RNN.call should get initial state from full input spec #10845

yanboliang · 2018-08-04T08:01:34Z

Summary

This PR fix a critical bug in RNN which reported at #9449 and #10830 .

In RNN.call, if initial_state is a tensor that was returned by a Keras layer, we should get initial_state from full input spec(including training data, state and constants) which was generated at RNN.__call__, as it could be copied to multiple GPUs. Otherwise, it would use the original initial_states which is not be sliced according the number of GPUs.
BTW, I have also check CuDNNRNN, it use the correct way, so we don't need to modify it.

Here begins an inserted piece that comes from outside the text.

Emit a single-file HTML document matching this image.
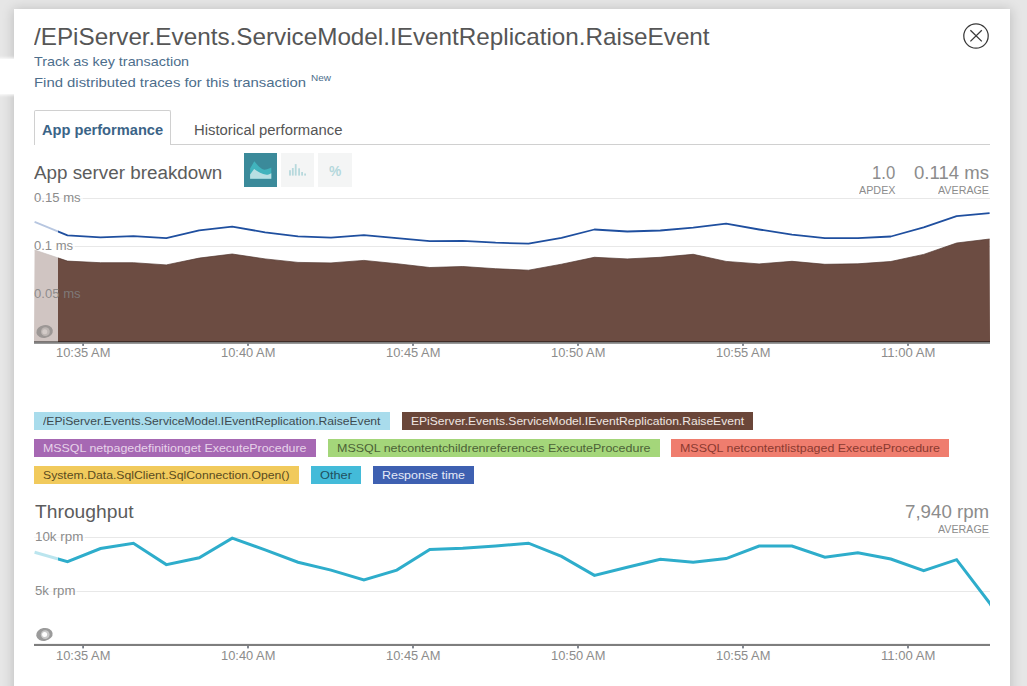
<!DOCTYPE html><html><head><meta charset="utf-8"><title>Transaction</title><style>
*{margin:0;padding:0;box-sizing:border-box}
html,body{width:1027px;height:686px;overflow:hidden;background:#e6e6e6;font-family:"Liberation Sans",sans-serif}
#panel{position:absolute;left:14px;top:9px;width:996px;height:700px;background:#fff;box-shadow:0 1px 11px 1px rgba(0,0,0,0.17)}
#peek{position:absolute;left:-10px;top:59px;width:30px;height:35px;background:#fff;box-shadow:0 0 3px 1px #fff}
.t{position:absolute;white-space:nowrap;line-height:1;transform-origin:0 0}
.lg{position:absolute;height:17.5px}
#tab1{position:absolute;left:34px;top:110px;width:137px;height:35px;border:1px solid #d0d0d0;border-bottom:none;border-radius:2px 2px 0 0;background:#fff}
#tabline{position:absolute;left:170px;top:144px;width:820px;height:1px;background:#d0d0d0}
.btn{position:absolute;top:153px;width:33px;height:34px;background:#f4f5f5}
svg{position:absolute;left:0;top:0}
</style></head><body>
<div id="panel"></div><div id="peek"></div>
<div id="tab1"></div><div id="tabline"></div>
<div class="btn" style="left:244px;background:#3b8a9a"></div><div class="btn" style="left:281px"></div><div class="btn" style="left:318px;width:34px"></div>
<div class="lg" style="left:34.0px;top:412.2px;width:355.5px;background:#a9dcec"></div>
<div class="lg" style="left:402.0px;top:412.2px;width:351.0px;background:#6a4639"></div>
<div class="lg" style="left:34.0px;top:439.2px;width:281.5px;background:#a668b3"></div>
<div class="lg" style="left:328.0px;top:439.2px;width:331.5px;background:#a4d67a"></div>
<div class="lg" style="left:671.0px;top:439.2px;width:278.0px;background:#ef7d6e"></div>
<div class="lg" style="left:34.0px;top:466.2px;width:264.5px;background:#f1ca5c"></div>
<div class="lg" style="left:311.0px;top:466.2px;width:50.0px;background:#43bbd9"></div>
<div class="lg" style="left:373.0px;top:466.2px;width:101.0px;background:#3e60b1"></div>
<svg width="1027" height="686" viewBox="0 0 1027 686"><defs><clipPath id="cp"><rect x="33" y="520" width="957" height="125"/></clipPath></defs><circle cx="976" cy="36" r="12.2" fill="none" stroke="#3a3a3a" stroke-width="1.25"/><path d="M970.4 30.2 L981.8 41.4 M981.8 30.2 L970.4 41.4" stroke="#3a3a3a" stroke-width="1.3" fill="none"/><path d="M250.1 168.5 L254.3 161.3 C258 166 262 170.5 266 169.5 C268.5 169 270 168 271.3 167.5 L271.3 178.8 L250.1 178.8 Z" fill="#41b3bd"/><path d="M250.1 174.5 L254.1 169 C258 171.5 262 174.5 266.5 174.7 C268.5 174.7 270 174 271.3 173.2 L271.3 178.8 L250.1 178.8 Z" fill="#b9dfe3"/><rect x="289.1" y="170.2" width="1.8" height="5.4" fill="#b7d9dd"/><rect x="291.9" y="168.0" width="1.8" height="7.6" fill="#b7d9dd"/><rect x="294.8" y="164.1" width="1.8" height="11.5" fill="#b7d9dd"/><rect x="298.2" y="168.3" width="1.8" height="7.3" fill="#b7d9dd"/><rect x="301.2" y="172.0" width="1.8" height="3.6" fill="#b7d9dd"/><rect x="304.2" y="173.5" width="1.8" height="2.1" fill="#b7d9dd"/><path d="M82.5 198.5H990 M75 246.5H990" stroke="#e8e8e8" stroke-width="1" fill="none"/><path d="M34 198.5H82.5 M34 246.5H75" stroke="#f4f4f4" stroke-width="1" fill="none"/><polygon points="34.6,250.0 67.5,261.1 100.5,262.7 133.4,262.7 166.3,264.9 199.2,258.1 232.2,254.0 265.1,258.9 298.0,262.4 331.0,262.9 363.9,260.4 396.8,263.7 429.8,267.5 462.7,266.5 495.6,268.7 528.5,270.2 561.5,264.2 594.4,257.3 627.3,258.9 660.3,257.3 693.2,254.3 726.1,261.4 759.1,263.9 792.0,261.3 824.9,264.3 857.9,263.8 890.8,261.5 923.7,254.4 956.6,243.0 989.6,239.0 990,342 34,342" fill="#6c4c42"/><polyline points="34.6,250.0 67.5,261.1 100.5,262.7 133.4,262.7 166.3,264.9 199.2,258.1 232.2,254.0 265.1,258.9 298.0,262.4 331.0,262.9 363.9,260.4 396.8,263.7 429.8,267.5 462.7,266.5 495.6,268.7 528.5,270.2 561.5,264.2 594.4,257.3 627.3,258.9 660.3,257.3 693.2,254.3 726.1,261.4 759.1,263.9 792.0,261.3 824.9,264.3 857.9,263.8 890.8,261.5 923.7,254.4 956.6,243.0 989.6,239.0" fill="none" stroke="#52372f" stroke-width="0.7"/><polyline points="34.6,221.9 67.5,235.3 100.5,237.3 133.4,236.1 166.3,238.1 199.2,230.3 232.2,226.7 265.1,232.3 298.0,236.3 331.0,237.6 363.9,235.1 396.8,238.1 429.8,241.1 462.7,240.9 495.6,242.7 528.5,243.7 561.5,237.8 594.4,229.5 627.3,231.5 660.3,230.5 693.2,227.7 726.1,223.7 759.1,229.5 792.0,234.7 824.9,238.2 857.9,238.2 890.8,236.5 923.7,227.3 956.6,216.2 989.6,213.2" fill="none" stroke="#1f4f9f" stroke-width="1.8" stroke-linejoin="round"/><rect x="34" y="215" width="24" height="127" fill="rgba(255,255,255,0.68)"/><rect x="34" y="341.2" width="956" height="2.6" fill="rgba(0,0,0,0.5)"/><rect x="82.2" y="343.5" width="1.8" height="2.4" fill="#767c86"/><rect x="247.1" y="343.5" width="1.8" height="2.4" fill="#767c86"/><rect x="412.1" y="343.5" width="1.8" height="2.4" fill="#767c86"/><rect x="577.1" y="343.5" width="1.8" height="2.4" fill="#767c86"/><rect x="742.1" y="343.5" width="1.8" height="2.4" fill="#767c86"/><rect x="907.1" y="343.5" width="1.8" height="2.4" fill="#767c86"/><ellipse cx="44.6" cy="331.5" rx="8.3" ry="6.4" fill="#9c9795" transform="rotate(-10 44.6 331.5)"/><circle cx="45.4" cy="331.7" r="4.4" fill="#bdb6b3"/><circle cx="44.8" cy="331.7" r="2.5" fill="#d3cbc8"/><path d="M84.5 537.5H990 M77 591.5H990" stroke="#e8e8e8" stroke-width="1" fill="none"/><path d="M34 537.5H84.5 M34 591.5H77" stroke="#f4f4f4" stroke-width="1" fill="none"/><polyline points="34.6,552.3 67.5,561.6 100.5,548.5 133.4,543.2 166.3,564.6 199.2,557.8 232.2,538.2 265.1,549.8 298.0,562.2 331.0,570.1 363.9,579.9 396.8,570.1 429.8,549.5 462.7,548.3 495.6,546.0 528.5,543.2 561.5,556.4 594.4,575.4 627.3,567.3 660.3,559.2 693.2,562.2 726.1,558.6 759.1,546.0 792.0,546.0 824.9,557.2 857.9,552.7 890.8,559.0 923.7,570.6 956.6,559.7 989.6,603.0 993,608.4" fill="none" stroke="#2eadcb" stroke-width="3" stroke-linejoin="miter" clip-path="url(#cp)"/><rect x="33" y="545" width="25" height="25" fill="rgba(255,255,255,0.68)"/><rect x="34" y="643.9" width="956" height="2.1" fill="#7e7e7e"/><rect x="82.2" y="646" width="1.8" height="2.4" fill="#767c86"/><rect x="247.1" y="646" width="1.8" height="2.4" fill="#767c86"/><rect x="412.1" y="646" width="1.8" height="2.4" fill="#767c86"/><rect x="577.1" y="646" width="1.8" height="2.4" fill="#767c86"/><rect x="742.1" y="646" width="1.8" height="2.4" fill="#767c86"/><rect x="907.1" y="646" width="1.8" height="2.4" fill="#767c86"/><ellipse cx="44.4" cy="634.4" rx="8.3" ry="6.4" fill="#9b9b9b" transform="rotate(-10 44.4 634.4)"/><circle cx="45.2" cy="634.6" r="4.4" fill="#cacaca"/><circle cx="44.6" cy="634.6" r="2.5" fill="#fff"/></svg>
<div class="t" id="t_pct" style="left:329.3px;top:162.5px;font-size:15px;color:#b4d8dc;font-weight:700;transform:scaleX(0.92)">%</div>
<div class="t" id="t_title" style="left:34.4px;top:25.01px;font-size:24px;font-weight:400;color:#565656;transform:scaleX(1.0109)">/EPiServer.Events.ServiceModel.IEventReplication.RaiseEvent</div>
<div class="t" id="t_track" style="left:34.4px;top:55.00px;font-size:13px;font-weight:400;color:#4d6e8c;transform:scaleX(1.1047)">Track as key transaction</div>
<div class="t" id="t_find" style="left:34.4px;top:76.00px;font-size:13px;font-weight:400;color:#4d6e8c;transform:scaleX(1.1441)">Find distributed traces for this transaction</div>
<div class="t" id="t_new" style="left:311.2px;top:73.01px;font-size:9.5px;font-weight:400;color:#4d6e8c;transform:scaleX(1.0465)">New</div>
<div class="t" id="t_tab1" style="left:41.9px;top:123.01px;font-size:14px;font-weight:700;color:#3b6487;transform:scaleX(1.0447)">App performance</div>
<div class="t" id="t_tab2" style="left:194.2px;top:123.01px;font-size:14px;font-weight:400;color:#555;transform:scaleX(1.0595)">Historical performance</div>
<div class="t" id="t_h1" style="left:34.4px;top:164.01px;font-size:18px;font-weight:400;color:#5c5c5c;transform:scaleX(1.0455)">App server breakdown</div>
<div class="t" id="t_apdexv" style="left:871.8px;top:164.01px;font-size:18px;font-weight:400;color:#8c8c8c;transform:scaleX(0.9268)">1.0</div>
<div class="t" id="t_avgv" style="left:914.0px;top:164.01px;font-size:18px;font-weight:400;color:#8c8c8c;transform:scaleX(1.0316)">0.114 ms</div>
<div class="t" id="t_apdex" style="left:859.0px;top:185.00px;font-size:11.5px;font-weight:400;color:#8c8c8c;transform:scaleX(0.9359)">APDEX</div>
<div class="t" id="t_avg1" style="left:938.0px;top:185.00px;font-size:11.5px;font-weight:400;color:#8c8c8c;transform:scaleX(0.9315)">AVERAGE</div>
<div class="t" id="t_y1" style="left:34.4px;top:192.01px;font-size:12.1px;font-weight:400;color:#8c8c8c;transform:scaleX(1.0829)">0.15 ms</div>
<div class="t" id="t_y2" style="left:34.4px;top:240.01px;font-size:12.1px;font-weight:400;color:#8c8c8c;transform:scaleX(1.0772)">0.1 ms</div>
<div class="t" id="t_y3" style="left:34.4px;top:288.01px;font-size:12.1px;font-weight:400;color:rgba(130,130,130,0.85);transform:scaleX(1.0829)">0.05 ms</div>
<div class="t" id="t_h2" style="left:34.7px;top:503.01px;font-size:18px;font-weight:400;color:#5c5c5c;transform:scaleX(1.0697)">Throughput</div>
<div class="t" id="t_rpmv" style="left:904.7px;top:503.01px;font-size:18px;font-weight:400;color:#8c8c8c;transform:scaleX(1.0389)">7,940 rpm</div>
<div class="t" id="t_avg2" style="left:938.2px;top:524.00px;font-size:11.5px;font-weight:400;color:#8c8c8c;transform:scaleX(0.9297)">AVERAGE</div>
<div class="t" id="t_y4" style="left:35.2px;top:531.01px;font-size:12.1px;font-weight:400;color:#8c8c8c;transform:scaleX(1.1056)">10k rpm</div>
<div class="t" id="t_y5" style="left:35.2px;top:585.01px;font-size:12.1px;font-weight:400;color:#8c8c8c;transform:scaleX(1.0928)">5k rpm</div>
<div class="t" id="t_xa0" style="left:56.3px;top:347.01px;font-size:12.3px;font-weight:400;color:#8c8c8c;transform:scaleX(1.0468)">10:35 AM</div>
<div class="t" id="t_xb0" style="left:56.3px;top:650.01px;font-size:12.3px;font-weight:400;color:#8c8c8c;transform:scaleX(1.0468)">10:35 AM</div>
<div class="t" id="t_xa1" style="left:221.2px;top:347.01px;font-size:12.3px;font-weight:400;color:#8c8c8c;transform:scaleX(1.0468)">10:40 AM</div>
<div class="t" id="t_xb1" style="left:221.2px;top:650.01px;font-size:12.3px;font-weight:400;color:#8c8c8c;transform:scaleX(1.0468)">10:40 AM</div>
<div class="t" id="t_xa2" style="left:386.2px;top:347.01px;font-size:12.3px;font-weight:400;color:#8c8c8c;transform:scaleX(1.0468)">10:45 AM</div>
<div class="t" id="t_xb2" style="left:386.2px;top:650.01px;font-size:12.3px;font-weight:400;color:#8c8c8c;transform:scaleX(1.0468)">10:45 AM</div>
<div class="t" id="t_xa3" style="left:551.2px;top:347.01px;font-size:12.3px;font-weight:400;color:#8c8c8c;transform:scaleX(1.0468)">10:50 AM</div>
<div class="t" id="t_xb3" style="left:551.2px;top:650.01px;font-size:12.3px;font-weight:400;color:#8c8c8c;transform:scaleX(1.0468)">10:50 AM</div>
<div class="t" id="t_xa4" style="left:716.2px;top:347.01px;font-size:12.3px;font-weight:400;color:#8c8c8c;transform:scaleX(1.0468)">10:55 AM</div>
<div class="t" id="t_xb4" style="left:716.2px;top:650.01px;font-size:12.3px;font-weight:400;color:#8c8c8c;transform:scaleX(1.0468)">10:55 AM</div>
<div class="t" id="t_xa5" style="left:881.2px;top:347.01px;font-size:12.3px;font-weight:400;color:#8c8c8c;transform:scaleX(1.0657)">11:00 AM</div>
<div class="t" id="t_xb5" style="left:881.2px;top:650.01px;font-size:12.3px;font-weight:400;color:#8c8c8c;transform:scaleX(1.0657)">11:00 AM</div>
<div class="t" id="t_lg0" style="left:42.8px;top:415.01px;font-size:11.6px;font-weight:400;color:#3d4a50;transform:scaleX(1.0453)">/EPiServer.Events.ServiceModel.IEventReplication.RaiseEvent</div>
<div class="t" id="t_lg1" style="left:410.8px;top:415.01px;font-size:11.6px;font-weight:400;color:#efe6e2;transform:scaleX(1.0418)">EPiServer.Events.ServiceModel.IEventReplication.RaiseEvent</div>
<div class="t" id="t_lg2" style="left:42.8px;top:442.01px;font-size:11.6px;font-weight:400;color:#e6d3e9;transform:scaleX(1.0693)">MSSQL netpagedefinitionget ExecuteProcedure</div>
<div class="t" id="t_lg3" style="left:336.8px;top:442.01px;font-size:11.6px;font-weight:400;color:#4c6237;transform:scaleX(1.0754)">MSSQL netcontentchildrenreferences ExecuteProcedure</div>
<div class="t" id="t_lg4" style="left:679.8px;top:442.01px;font-size:11.6px;font-weight:400;color:#8b3a30;transform:scaleX(1.0720)">MSSQL netcontentlistpaged ExecuteProcedure</div>
<div class="t" id="t_lg5" style="left:42.8px;top:469.01px;font-size:11.6px;font-weight:400;color:#5a4a20;transform:scaleX(1.0538)">System.Data.SqlClient.SqlConnection.Open()</div>
<div class="t" id="t_lg6" style="left:319.8px;top:469.01px;font-size:11.6px;font-weight:400;color:#21505e;transform:scaleX(1.1034)">Other</div>
<div class="t" id="t_lg7" style="left:381.8px;top:469.01px;font-size:11.6px;font-weight:400;color:#e4e9f7;transform:scaleX(1.0731)">Response time</div>
</body></html>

I run the following test code in a machine with 2 GPUs, it works well after this fix.

import numpy as np
import keras
from keras import layers as L
from keras.models import Sequential, Model
from keras.utils.multi_gpu_utils import multi_gpu_model

x = L.Input((4,3))
init_state = L.Input((3,))
y = L.SimpleRNN(3,return_sequences=True)(x,initial_state=init_state)
_x = [np.random.randn(2,4,3),np.random.randn(2,3)]
_y = np.random.randn(2,4,3)
m = Model([x,init_state],y)
m2 = multi_gpu_model(m,2)
m2.compile(loss='mean_squared_error',optimizer='adam')
m2.train_on_batch(_x,_y)

Related Issues

#9449
#10830

PR Overview

This PR requires new unit tests [y/n] (make sure tests are included)
This PR requires to update the documentation [y/n] (make sure the docs are up-to-date)
This PR is backwards compatible [y/n]
This PR changes the current API [y/n] (all API changes need to be approved by fchollet)

fchollet

LGTM, thanks

mikejhuang · 2018-11-27T03:05:36Z

This bugfix doesn't work with ConvLSTMs with initialized states. I think it's because ConvLSTM initializes states differently than other LSTMs. Instead of taking two inputs, (input, init_state=init_state),
ConvLSTM takes in one single list containing the initial states ([input, init_state_h, init_state_c])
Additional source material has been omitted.